Quando pensava que a idosa já estava morte, subiu ao terraço do prédio onde ambos residiam, na Maia, e atirou-se de um quinto andar.
O filho morreu, a nonagenária sobreviveu e está livre de perigo.
Viviam ambos num andar do rés-do chão. A senhora necessitava de auxílio permanente do filho desempregado que lhe garantia as refeições, os medicamentos, a higiene pessoa e tudo o mais que não se sabe dizer por ser tão trágico, durante anos e anos e anos a fio, sem descanso, sem férias, sem intervalos, sem esperança, sozinho e sem qualquer apoio das entidades oficiais, institucionais, governamentais a que recorreu insistentemente durante dez anos.
O homem permaneceu no telhado durante uma hora – durante uma hora. Deuses! durante um hora sozinho com a morte num telhado de um quinto andar! - antes de se atirar e morrer no embate com o solo.

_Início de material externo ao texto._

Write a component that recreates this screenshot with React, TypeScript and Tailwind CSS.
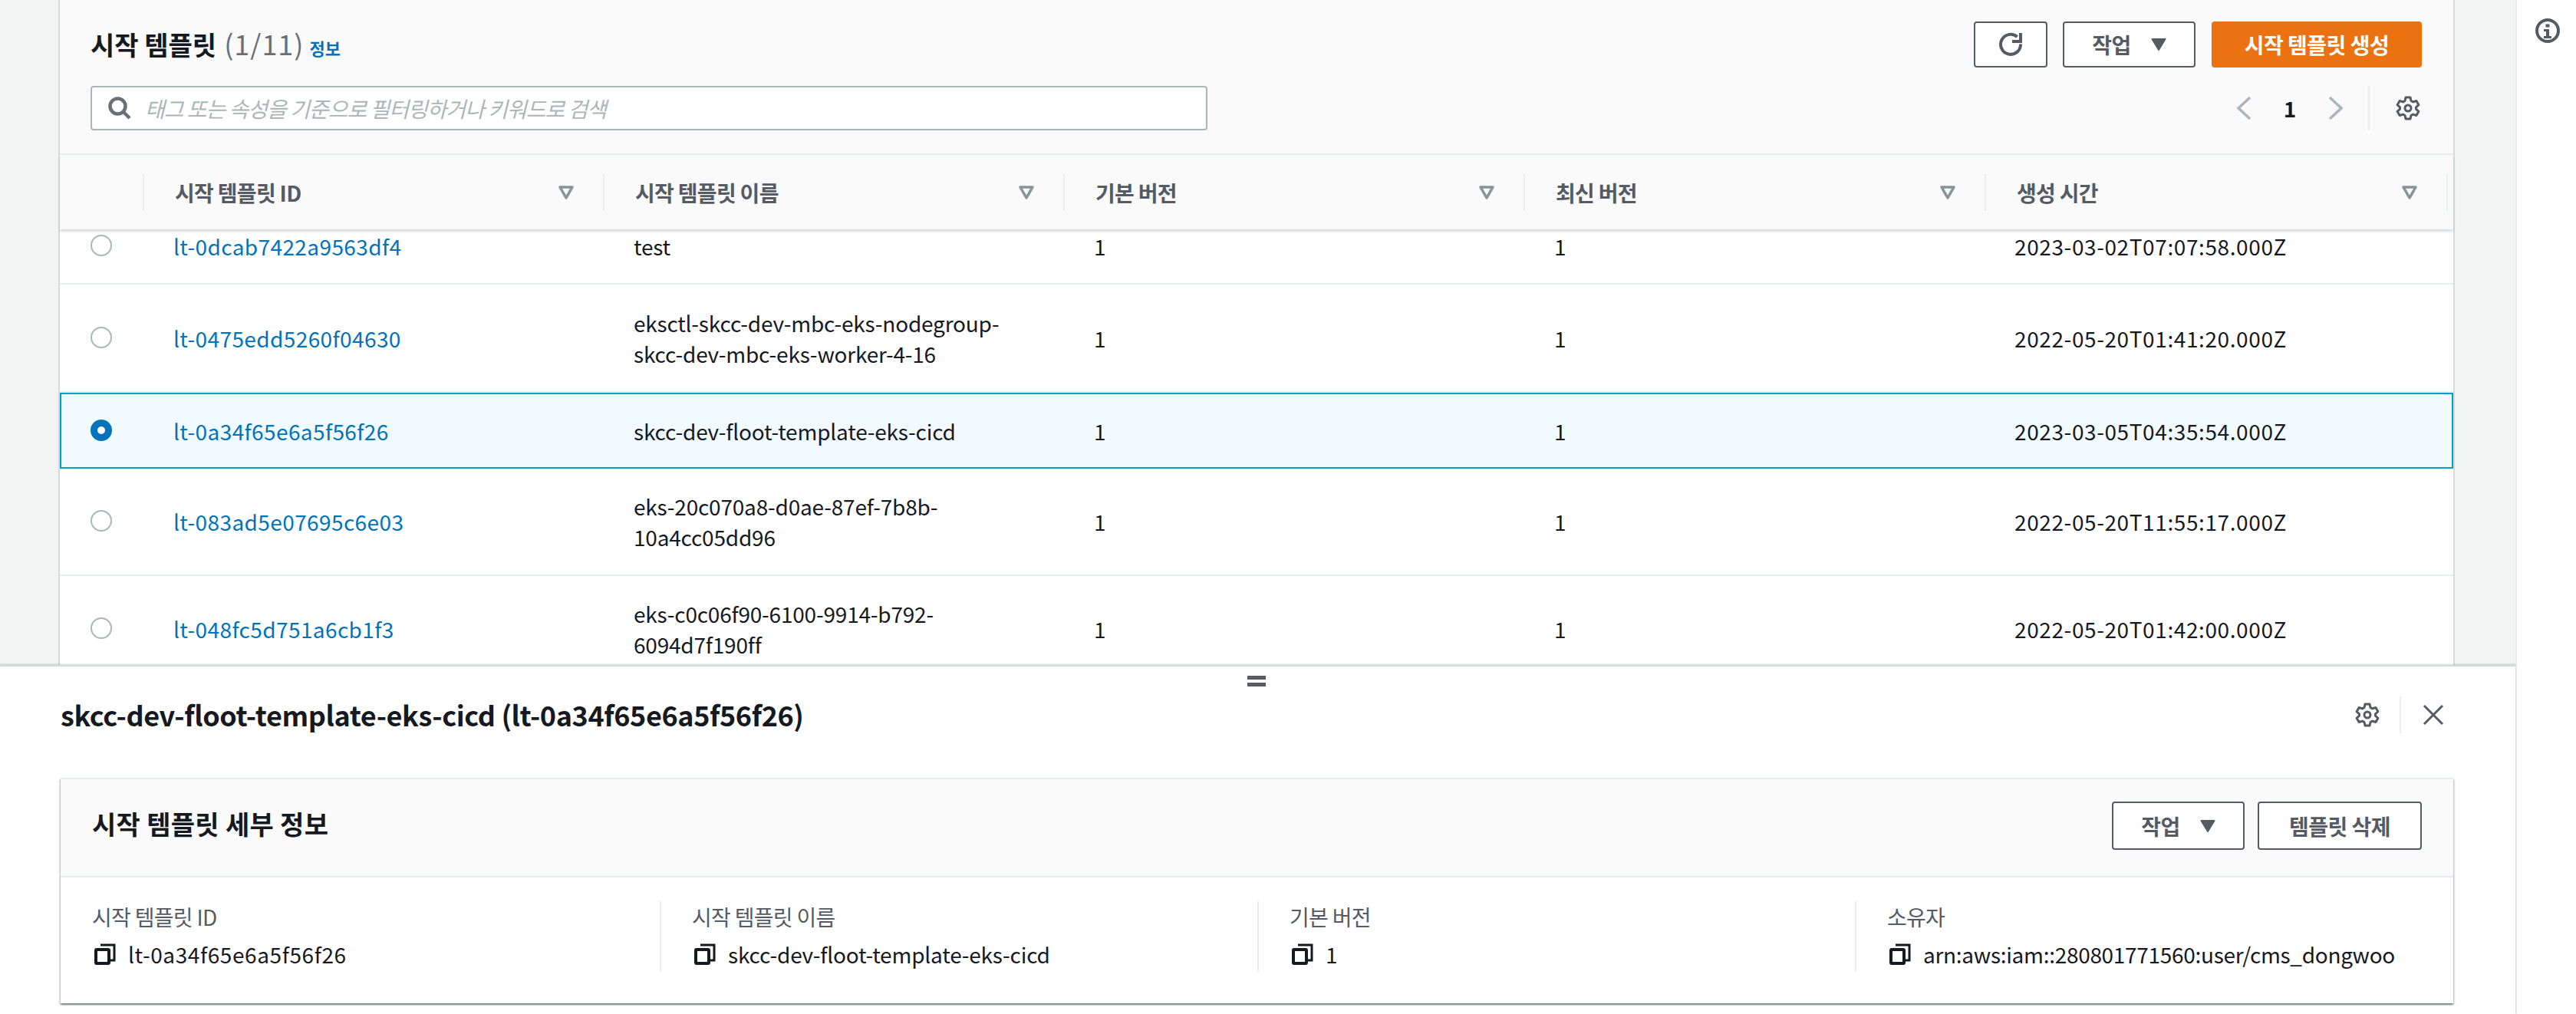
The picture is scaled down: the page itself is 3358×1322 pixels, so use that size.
const rows = [
  { id: 'lt-0dcab7422a9563df4', name: ['test'], created: '2023-03-02T07:07:58.000Z', height: 'h-[98px]' },
  {
    id: 'lt-0475edd5260f04630',
    name: ['eksctl-skcc-dev-mbc-eks-nodegroup-', 'skcc-dev-mbc-eks-worker-4-16'],
    created: '2022-05-20T01:41:20.000Z',
    height: 'h-[141px]',
  },
  {
    id: 'lt-0a34f65e6a5f56f26',
    name: ['skcc-dev-floot-template-eks-cicd'],
    created: '2023-03-05T04:35:54.000Z',
    height: 'h-[99px]',
    selected: true,
  },
  {
    id: 'lt-083ad5e07695c6e03',
    name: ['eks-20c070a8-d0ae-87ef-7b8b-', '10a4cc05dd96'],
    created: '2022-05-20T11:55:17.000Z',
    height: 'h-[140px]',
  },
  {
    id: 'lt-048fc5d751a6cb1f3',
    name: ['eks-c0c06f90-6100-9914-b792-', '6094d7f190ff'],
    created: '2022-05-20T01:42:00.000Z',
    height: 'h-[140px]',
  },
]

const columns = ['시작 템플릿 ID', '시작 템플릿 이름', '기본 버전', '최신 버전', '생성 시간']

const details = [
  { label: '시작 템플릿 ID', value: 'lt-0a34f65e6a5f56f26', track: 'tracking-[0.6px]' },
  { label: '시작 템플릿 이름', value: 'skcc-dev-floot-template-eks-cicd', track: 'tracking-[-0.2px]' },
  { label: '기본 버전', value: '1', track: '' },
  { label: '소유자', value: 'arn:aws:iam::280801771560:user/cms_dongwoo', track: 'tracking-[-0.3px]' },
]

function GearIcon() {
  return (
    <svg width="32" height="32" viewBox="0 0 32 32" fill="none" stroke="#545b64" strokeWidth="3" strokeLinejoin="round" className="shrink-0">
      <path d="M13 2h6l1 4.500 2.500 1.400 4.400-1.400 3 5.200-3.400 3.100v2.400l3.400 3.100-3 5.200-4.400-1.400-2.500 1.400-1 4.500h-6l-1-4.500-2.500-1.400-4.400 1.400-3-5.200 3.400-3.100v-2.400l-3.400-3.100 3-5.200 4.400 1.400 2.500-1.400z" />
      <circle cx="16" cy="16" r="4" />
    </svg>
  )
}

function SortIcon() {
  return (
    <svg width="20" height="18" viewBox="0 0 20 18" className="shrink-0">
      <path d="M2 2h16l-8 14z" fill="none" stroke="#879596" strokeWidth="3.5" strokeLinejoin="round" />
    </svg>
  )
}

function CaretDown() {
  return (
    <svg width="20" height="16" viewBox="0 0 20 16" className="shrink-0">
      <path d="M1.5 1h17L10 15z" fill="#545b64" stroke="#545b64" strokeWidth="2" strokeLinejoin="round" />
    </svg>
  )
}

function CopyIcon() {
  return (
    <svg width="28" height="28" viewBox="0 0 28 28" className="shrink-0 ml-[3px]">
      <rect x="2" y="8" width="17" height="18" rx="1" fill="none" stroke="#16191f" strokeWidth="4" />
      <path d="M8 2h18v20h-5" fill="none" stroke="#16191f" strokeWidth="3" />
    </svg>
  )
}

function Radio({ checked }: { checked?: boolean }) {
  if (checked) {
    return <div className="w-[28px] h-[28px] rounded-full border-[9px] border-[#0073bb] bg-white" />
  }
  return <div className="w-[28px] h-[28px] rounded-full border-2 border-[#aab7b8] bg-white" />
}

function OutlineButton({ label, caret, tall }: { label: string; caret?: boolean; tall?: boolean }) {
  return (
    <button
      type="button"
      className={`flex items-center justify-center gap-[26px] border-2 border-[#545b64] rounded-[4px] bg-white text-[#545b64] text-[28px] leading-[40px] font-bold tracking-[-0.5px] ${
        tall ? 'h-[63px]' : 'h-[60px]'
      } ${caret ? 'w-[173px]' : 'w-[214px]'}`}
    >
      <span>{label}</span>
      {caret && <CaretDown />}
    </button>
  )
}

export default function App() {
  return (
    <div className="flex h-[1322px] w-[3358px] overflow-hidden bg-white text-[#16191f] text-[28px] leading-[40px] font-['Noto_Sans_CJK_KR',sans-serif]">
      <div className="flex flex-col w-[3279px] shrink-0">
        <div className="flex h-[867px] shrink-0 bg-[#f2f3f3] overflow-hidden">
          <div className="w-[76px] shrink-0" />
          <div className="flex flex-col w-[3124px] shrink-0 border-x-2 border-[#d5dbdb] bg-white">
            <div className="h-[202px] shrink-0 bg-[#fafafa] pt-[28px] pl-[40px] pr-[41px] border-b-2 border-[#eaeded]">
              <div className="flex items-center justify-between h-[60px]">
                <div className="flex items-baseline -mt-[2px]">
                  <h1 className="text-[34px] leading-[44px] font-bold">시작 템플릿</h1>
                  <span className="ml-[10px] text-[36px] leading-[44px] tracking-[1px] text-[#687078]">(1/11)</span>
                  <a className="ml-[7px] text-[22px] leading-[32px] font-bold text-[#0073bb]">정보</a>
                </div>
                <div className="flex items-center">
                  <button
                    type="button"
                    className="flex items-center justify-center w-[96px] h-[60px] border-2 border-[#545b64] rounded-[4px] bg-white"
                  >
                    <svg width="32" height="32" viewBox="0 0 32 32" fill="none" stroke="#545b64" strokeWidth="4">
                      <path d="M29 15.500A13 13 0 1 1 24.500 6" />
                      <path d="M29 1v11H18" />
                    </svg>
                  </button>
                  <div className="ml-[20px]">
                    <OutlineButton label="작업" caret />
                  </div>
                  <button
                    type="button"
                    className="ml-[21px] w-[274px] h-[60px] rounded-[4px] bg-[#ec7211] text-white text-[28px] leading-[40px] font-bold tracking-[-0.5px]"
                  >
                    시작 템플릿 생성
                  </button>
                </div>
              </div>
              <div className="flex items-center justify-between mt-[24px] h-[58px]">
                <div className="flex items-center w-[1456px] h-[58px] border-2 border-[#aab7b8] rounded-[4px] bg-white pl-[21px]">
                  <svg width="30" height="30" viewBox="0 0 30 30" fill="none" stroke="#687078" strokeWidth="4.500" className="shrink-0">
                    <circle cx="12.500" cy="12.500" r="10" />
                    <path d="M19.500 19.500L28 28" />
                  </svg>
                  <span className="ml-[18px] italic text-[#aab7b8] tracking-[-1px]">태그 또는 속성을 기준으로 필터링하거나 키워드로 검색</span>
                </div>
                <div className="flex items-center mr-[2px]">
                  <svg width="20" height="32" viewBox="0 0 20 32" fill="none" stroke="#aab7b8" strokeWidth="3.500">
                    <path d="M18 2L3 16l15 14" />
                  </svg>
                  <span className="w-[100px] text-center font-bold">1</span>
                  <svg width="20" height="32" viewBox="0 0 20 32" fill="none" stroke="#aab7b8" strokeWidth="3.500">
                    <path d="M2 2l15 14L2 30" />
                  </svg>
                  <div className="ml-[32px] w-[2px] h-[58px] bg-[#eaeded]" />
                  <div className="ml-[34px]">
                    <GearIcon />
                  </div>
                </div>
              </div>
            </div>

            <div className="relative z-10 grid grid-cols-[108px_600px_600px_600px_601px_602px_1fr] items-center h-[97px] shrink-0 bg-[#fafafa] shadow-[0_3px_3px_0_rgba(0,28,36,0.15)] text-[#545b64] font-bold tracking-[-0.7px]">
              <div />
              {columns.map((label) => (
                <div key={label} className="flex items-center justify-between h-[48px] border-l-2 border-[#eaeded] pl-[40px] pr-[38px]">
                  <span>{label}</span>
                  <SortIcon />
                </div>
              ))}
              <div className="h-[48px] border-l-2 border-[#eaeded]" />
            </div>

            <div className="flex-1 overflow-hidden">
              <div className="-mt-[26px]">
                {rows.map((row) => (
                  <div
                    key={row.id}
                    className={`grid grid-cols-[108px_600px_600px_600px_600px_1fr] items-center ${row.height} ${
                      row.selected ? 'outline-2 -outline-offset-2 outline-[#00a1c9] bg-[#f1faff]' : 'border-b-2 border-[#eaeded]'
                    }`}
                  >
                    <div className="pl-[40px] -mt-[2px]">
                      <Radio checked={row.selected} />
                    </div>
                    <a className="pl-[40px] text-[#0073bb] tracking-[0.4px]">{row.id}</a>
                    <div className="pl-[40px] whitespace-nowrap tracking-[-0.2px]">
                      {row.name.map((line) => (
                        <div key={line}>{line}</div>
                      ))}
                    </div>
                    <div className="pl-[40px]">1</div>
                    <div className="pl-[40px]">1</div>
                    <div className="pl-[40px] tracking-[0.6px]">{row.created}</div>
                  </div>
                ))}
              </div>
            </div>
          </div>
          <div className="flex-1" />
        </div>

        <div className="relative z-20 flex-1 bg-white border-t-2 border-[#d5dbdb] shadow-[0_-1px_2px_0_rgba(0,28,36,0.2)]">
          <div className="flex flex-col items-center gap-[4px] h-[28px] pt-[12px] pr-[3px]">
            <div className="w-[24px] h-[5px] bg-[#545b64]" />
            <div className="w-[24px] h-[5px] bg-[#545b64]" />
          </div>
          <div className="flex items-center justify-between h-[70px] pl-[79px] pr-[93px]">
            <h2 className="text-[36px] leading-[44px] font-bold tracking-[-0.4px] -mt-[2px]">skcc-dev-floot-template-eks-cicd (lt-0a34f65e6a5f56f26)</h2>
            <div className="flex items-center">
              <GearIcon />
              <div className="ml-[26px] w-[2px] h-[48px] bg-[#eaeded]" />
              <svg width="28" height="28" viewBox="0 0 28 28" fill="none" stroke="#545b64" strokeWidth="3" className="ml-[28px] shrink-0">
                <path d="M2 2l24 24M26 2L2 26" />
              </svg>
            </div>
          </div>
          <div className="ml-[79px] mr-[81px] mt-[47px] h-[294px] bg-white border-t-2 border-[#eaeded] shadow-[0_2px_2px_0_rgba(0,28,36,0.45),2px_2px_2px_0_rgba(0,28,36,0.1),-2px_2px_2px_0_rgba(0,28,36,0.1)]">
            <div className="flex items-center justify-between h-[128px] bg-[#fafafa] border-b-2 border-[#eaeded] pl-[41px] pr-[41px]">
              <h3 className="text-[34px] leading-[44px] font-bold tracking-[0.3px] -mt-[10px]">시작 템플릿 세부 정보</h3>
              <div className="flex items-center gap-[17px] -mt-[5px]">
                <OutlineButton label="작업" caret tall />
                <OutlineButton label="템플릿 삭제" tall />
              </div>
            </div>
            <div className="grid grid-cols-[781px_779px_779px_1fr] pt-[31px]">
              {details.map((item, i) => (
                <div
                  key={item.label}
                  className={`h-[92px] ${i === 0 ? 'pl-[41px]' : 'pl-[40px] border-l-2 border-[#eaeded]'}`}
                >
                  <div className="text-[#545b64] tracking-[-0.7px]">{item.label}</div>
                  <div className="flex items-center gap-[16px] mt-[9px]">
                    <CopyIcon />
                    <span className={item.track}>{item.value}</span>
                  </div>
                </div>
              ))}
            </div>
          </div>
        </div>
      </div>

      <div className="flex-1 border-l-2 border-[#eaeded] bg-white pt-[24px] pl-[24px]">
        <svg width="32" height="32" viewBox="0 0 32 32" fill="none">
          <circle cx="16" cy="16" r="14" stroke="#545b64" strokeWidth="4" />
          <rect x="13.500" y="7.500" width="5" height="4" fill="#545b64" />
          <path d="M11 14h7v9h3v3H11v-3h3v-6h-3z" fill="#545b64" />
        </svg>
      </div>
    </div>
  )
}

A mãe que nunca quis realmente matar – se o quisesse, os 96 anos e a grave dependência facilitariam o crime – sobreviveu.
A vice-presidente da Associação Nacional de Cuidadores Informais – quem ocupa o trono da presidência não se pronunciou -, ironicamente chamada Maria dos Anjos, Maria do Anjos Catapirra, defende que a pandemia – a tão oportuna e ilibadora pandemia - agravou os problemas e a falta de apoio estatal torna-os fatais, empurrando os cuidadores para o burnout e para os telhados de um qualquer quinto andar.
A Catapirra não se demite, não pega na voz e não desata a denunciar publicamente tudo o que não a faz levantar o cu da cadeira, como é uso dizer-se pelas bandas dos velhos.
É evidente que nem a Catapirra, nem o Estado, podem ser acusados de homicídio por negligência, ou mesmo por incitamento ao suicídio. Seria desagradavelmente inútil e talvez penosamente injusto, mas tenho de confessar que não me importava que esta tragédia em carne viva, assombrasse e destruísse o Natal da Catapirra e que o cadáver deste homem ruísse de cinco em cinco minutos na mesa de consoada dos senhores que legislam e zelam pelo bem-estar dos cuidadores informais.
Na minha mesa vai tombar. Tenho a certeza.